Favorite line from a book:
"I don't steal horses and anyhow you have a crummy horse." It's from Philip K. Dick's VALIS. I hope to someday write a line maybe a quarter as good.
Five books you'll never part with:
My school annual from eighth grade, because that's the only proof I have that that year ever happened. I've lost everybody I knew from then, I mean. The New Oxford Book of American Verse, because when I was 19, I wrote a letter in the back of it to the girl who would be my wife. Isaac Asimov's Neanderthals anthology, which I've actually given away once already, to Joe Lansdale. But I got another--a little mass-market sized hardback that might be a library binding. The Cemetery Dance big special hardback version of Douglas Preston and Lincoln Child's Relic. I read and listen to and watch that one all the time, still. Have never gotten over it. Hope never to. And, fifth, Loeb and Sale's Batman: The Long Halloween. The big Absolute edition. That book brings it every single time I page through it.
Book you most want to read again for the first time:
Darwin's Radio by Greg Bear.
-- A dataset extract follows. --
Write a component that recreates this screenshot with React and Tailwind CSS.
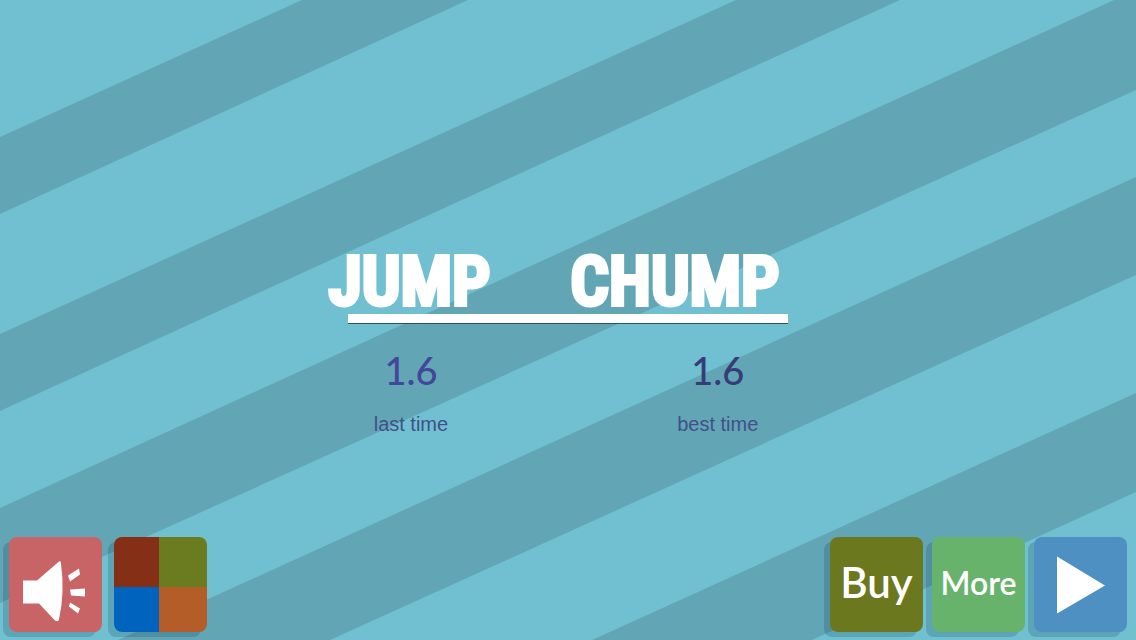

For the wonder.
Book you still buy off any used shelf, even though you already have way too many:
The mass market paperbacks of The Crying of Lot 49. Because sometimes I can hold one of them and imagine what it must have been like to find this on a spinning rack, and walk away with it, crack it open in the parking lot, completely unaware of what's about to happen, and keep happening.